Rio Grande da Serra coloca os desafios das limitações orçamentárias nas mãos do tucano Adler Kiko Teixeira, integrante da família do ex-prefeito José Teixeira e, portanto, conhecedor da realidade de um município ainda sem condições de caminhar com as próprias pernas. Aos 32 anos, Kiko é o mais jovem da nova safra de prefeitos do Grande ABC e terá bastante trabalho para acertar os rumos da cidade que depende quase que exclusivamente dos repasses de verbas federais e utiliza o comércio e os hospitais da vizinha Ribeirão Pires. Kiko venceu o candidato Carlos Augusto César Cafu, do PT, por 48,34% a 33,19%.


 


A principal novidade política da região está em Ribeirão Pires.
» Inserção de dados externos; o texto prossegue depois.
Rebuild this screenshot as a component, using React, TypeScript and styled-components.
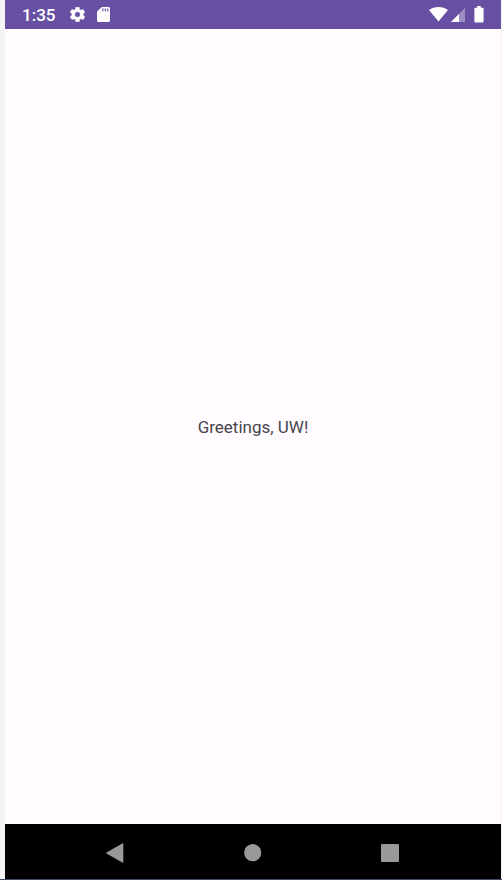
import React from "react";
import styled, { createGlobalStyle } from "styled-components";

const GlobalStyle = createGlobalStyle`
  body { margin: 0; background: #f4f4f4; }
`;

const Window = styled.div`
  box-sizing: border-box;
  width: 502px;
  height: 880px;
  padding: 0 1px 0 5px;
  background: #f4f4f4;
  border-bottom: 1px solid #404a70;
  font-family: Roboto, sans-serif;
`;

const Screen = styled.div`
  display: flex;
  flex-direction: column;
  height: 100%;
  background: #fffbfe;
`;

const StatusBar = styled.header`
  display: flex;
  justify-content: space-between;
  height: 29px;
  background: #6750a4;
  color: #fff;
`;

const StatusGroup = styled.div<{ $start?: number; $end?: number }>`
  display: flex;
  align-items: flex-start;
  padding-left: ${(p) => p.$start ?? 0}px;
  padding-right: ${(p) => p.$end ?? 0}px;
`;

const Clock = styled.span`
  width: 48px;
  padding-top: 5px;
  font-size: 17px;
  line-height: 20px;
  font-weight: 500;
`;

const Glyph = styled.svg<{ $top?: number; $gap?: number }>`
  display: block;
  flex: none;
  margin-top: ${(p) => p.$top ?? 0}px;
  margin-right: ${(p) => p.$gap ?? 0}px;
`;

const Content = styled.main`
  display: flex;
  flex: 1;
  align-items: center;
  justify-content: center;
`;

const Greeting = styled.p`
  margin: 0;
  font-size: 17px;
  line-height: 20px;
  color: #49454f;
`;

const NavBar = styled.nav`
  display: flex;
  align-items: flex-start;
  height: 55px;
  box-sizing: border-box;
  padding-left: 101px;
  background: #000;
`;

export default function App() {
  return (
    <>
      <GlobalStyle />
      <Window>
        <Screen>
          <StatusBar>
            <StatusGroup $start={17}>
              <Clock>1:35</Clock>
              <Glyph $top={7} $gap={12} width="15" height="15" viewBox="2.4 2.2 19.2 19.6" preserveAspectRatio="none" fill="#fff" stroke="#fff" strokeWidth=".5">
                <path d="M19.14 12.94c.04-.3.06-.61.06-.94 0-.32-.02-.64-.07-.94l2.03-1.58c.18-.14.23-.41.12-.61l-1.92-3.32c-.12-.22-.37-.29-.59-.22l-2.39.96c-.5-.38-1.03-.7-1.62-.94l-.36-2.54c-.04-.24-.24-.41-.48-.41h-3.84c-.24 0-.43.17-.47.41l-.36 2.54c-.59.24-1.13.57-1.62.94l-2.39-.96c-.22-.08-.47 0-.59.22L2.74 8.87c-.12.21-.08.47.12.61l2.03 1.58c-.05.3-.09.63-.09.94s.02.64.07.94l-2.03 1.58c-.18.14-.23.41-.12.61l1.92 3.32c.12.22.37.29.59.22l2.39-.96c.5.38 1.03.7 1.62.94l.36 2.54c.05.24.24.41.48.41h3.84c.24 0 .44-.17.47-.41l.36-2.54c.59-.24 1.13-.56 1.62-.94l2.39.96c.22.08.47 0 .59-.22l1.92-3.32c.12-.22.07-.47-.12-.61l-2.01-1.58zM12 15.6c-1.98 0-3.6-1.62-3.6-3.6s1.62-3.6 3.6-3.6 3.6 1.62 3.6 3.6-1.62 3.6-3.6 3.6z" />
              </Glyph>
              <Glyph $top={7} width="13" height="15" viewBox="4 2 16 20" preserveAspectRatio="none" fill="#fff">
                <path d="M18 2h-8L4.02 8 4 20c0 1.1.9 2 2 2h12c1.1 0 2-.9 2-2V4c0-1.1-.9-2-2-2zm-6 5.5h-1.5V4H12v3.5zm3 0h-1.5V4H15v3.5zm3 0h-1.5V4H18v3.5z" />
              </Glyph>
            </StatusGroup>
            <StatusGroup $end={17}>
              <Glyph $top={7} $gap={3} width="19" height="15" viewBox="0 0 19 15" fill="#fff">
                <path d="M9.5 14.6 0 3.1C2.6 1.1 5.9 0 9.5 0S16.4 1.1 19 3.1Z" />
              </Glyph>
              <Glyph $top={8} $gap={9} width="14" height="14" viewBox="0 0 14 14" fill="#fff">
                <path d="M0 14 14 0V14Z" fillOpacity=".35" />
                <path d="M0 14 8 6V14Z" />
              </Glyph>
              <Glyph $top={6} width="10" height="17" viewBox="0 0 10 17" fill="#fff">
                <path d="M3.2 0h3.6v1.7h1.7c.7 0 1.1.4 1.1 1v12.6c0 .7-.4 1.1-1.1 1.1h-7c-.7 0-1.1-.4-1.1-1.1V2.7c0-.6.4-1 1.1-1h1.7Z" />
              </Glyph>
            </StatusGroup>
          </StatusBar>
          <Content>
            <Greeting>Greetings, UW!</Greeting>
          </Content>
          <NavBar>
            <Glyph $top={19} $gap={120} width="18" height="20" viewBox="0 0 18 20" fill="#999">
              <path d="M.5 9.4Q-.2 10 .5 10.6L16.7 19.8Q17.3 20 17.3 19.2V.8Q17.3 0 16.7.2Z" />
            </Glyph>
            <Glyph $top={20} $gap={119} width="18" height="18" viewBox="0 0 18 18" fill="#999">
              <circle cx="8.7" cy="8.7" r="8.6" />
            </Glyph>
            <Glyph $top={20} width="18" height="18" viewBox="0 0 18 18" fill="#999">
              <rect width="18" height="18" rx="1.2" />
            </Glyph>
          </NavBar>
        </Screen>
      </Window>
    </>
  );
}
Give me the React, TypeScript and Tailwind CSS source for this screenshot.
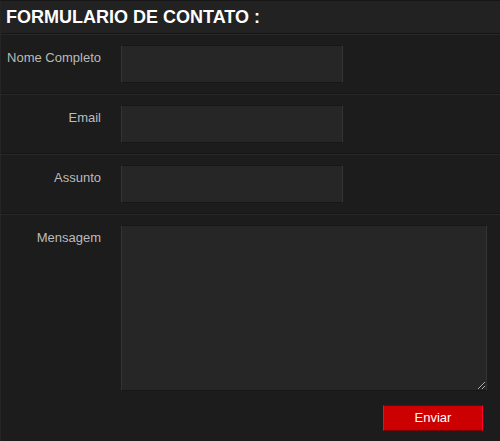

Com pouco mais de dois mil votos de diferença, o verde Clóvis Volpi venceu o tradicionalismo de Valdírio Prisco para instaurar novo perfil político à cidade que nasceu conservadora e não aprovou os oito anos da administração da petista Maria Inês Soares. Clóvis Volpi já foi vereador, deputado estadual e federal. Conquistou seu primeiro cargo executivo com fórmula alternativa de participação que colocou a população como principal protagonista do plano de governo. “Acho que a habilidade de ouvir e sintetizar de forma didática as principais demandas fez a diferença” — acredita o verde de 56 anos, alvo de todos os adversários desde o início da campanha.


 


Clóvis Volpi já chega à Prefeitura de Ribeirão Pires com o perfil de novo líder político da cidade. A própria declaração do triprefeito Valdírio Prisco é emblemática do quadro que se avizinha. Prisco falou em aposentadoria e admitiu que deve retirar-se da cena política para abrir espaço a novas lideranças de centro-direita. O PT também perde terreno porque terá de readequar-se à nova correlação de forças.


 


O novo prefeito eleito de Ribeirão Pires também pode ganhar projeção fora do cenário local. Entusiasta da integração regional, pretende contribuir com uma fase produtiva do Consórcio de Prefeitos e entidades voluntariosas de integração. Clóvis Volpi foi autor de projeto não aprovado pela Assembléia Legislativa que pedia a transformação do Grande ABC em região metropolitana.